The 2 1/2‐dimensional hybrid simulations are carried out to investigate self‐consistent ion dynamics in time‐dependent magnetic reconnection. The system dimensions 25 RE × 5 RE are able to accommodate large‐scale structures associated with magnetotail reconnection. The simulations are started with two ion populations: hot ions forming the thin current sheet self‐consistent with the initial equilibrium two‐dimensional tail‐like magnetic configuration and cold lobe ions with initially uniform density and temperature. The evolution of the initially stable system is triggered by superposition of a spatially localized resistivity. We find ion acceleration and formation of non‐Maxwellian multicomponent ion distributions as predicted by test particle studies. Fine features, such as layers of counterstreaming ions, are found in the distributions of the initially cold lobe ions.
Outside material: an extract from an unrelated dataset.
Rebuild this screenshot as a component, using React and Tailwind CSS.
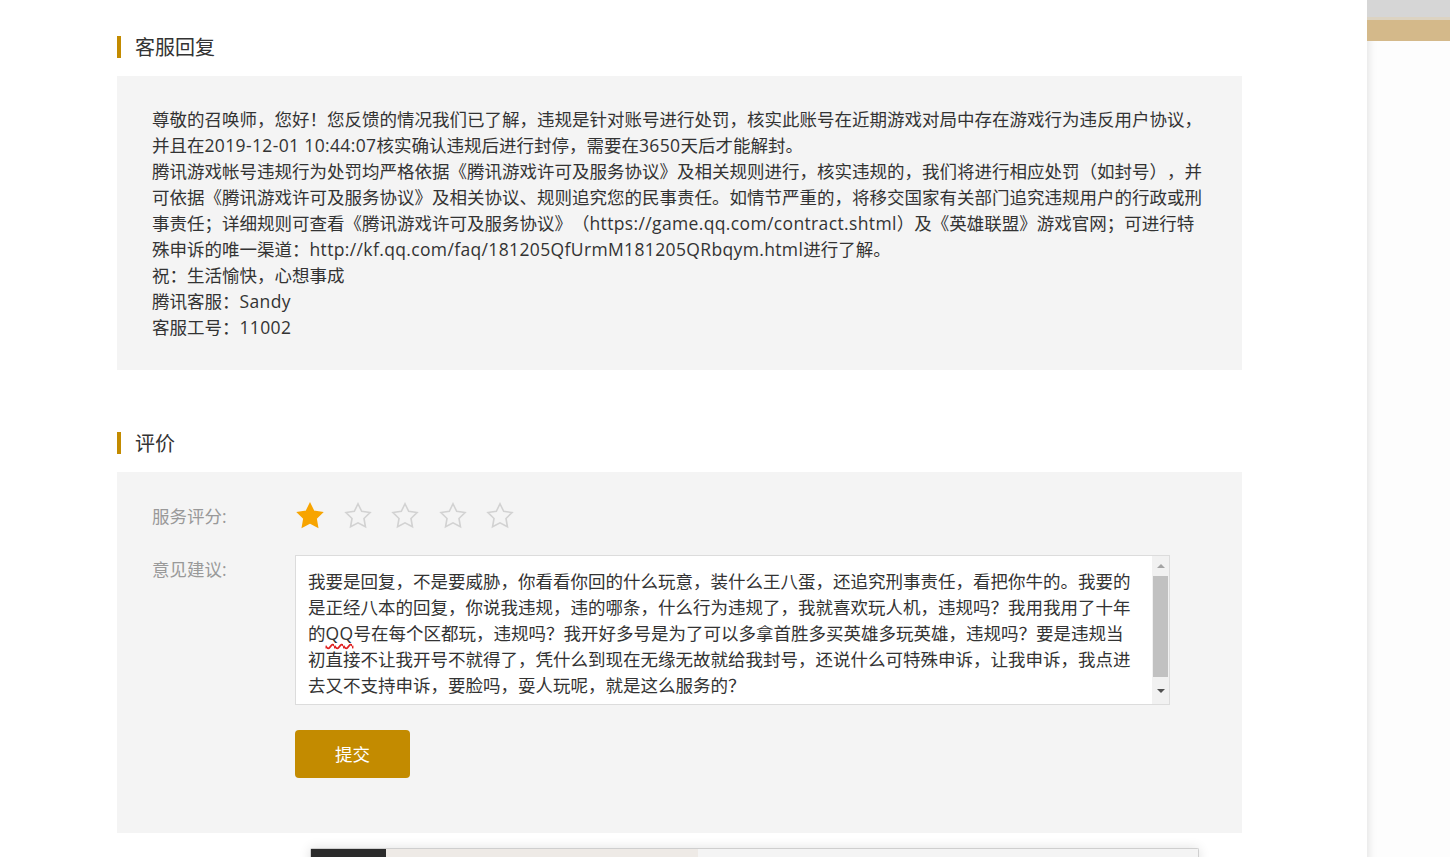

The hot current sheet “source,” however, gives rather smeared “output distributions” due to significant spatial overlapping of ion populations with different histories. We find that ions, which are strongly accelerated in the close vicinity of the reconnection site, contribute little to the equilibrium current before reconnection is initiated. Ions, which significantly contribute to the equilibrium current, are either ejected earthward or carried away inside the released plasmoid without significant energy gain during a single “impulsive” interaction with the reconnection fields. Multiple encounters of the acceleration region and quasi‐Fermi acceleration of ions trapped between the mirroring earthward boundary and the growing normal magnetic field are found. The simulations also show effective heating of initially cold background ions in the plasma sheet behind the released plasmoid. The tailward speed of energetic ions flowing around the plasmoid along reconnected lobe field lines exceeds the speed of plasmoid. The ions which contribute to these beams are part of the hot population and initially reside in the current sheet. These results match spacecraft observations prior to plasmoid arrival.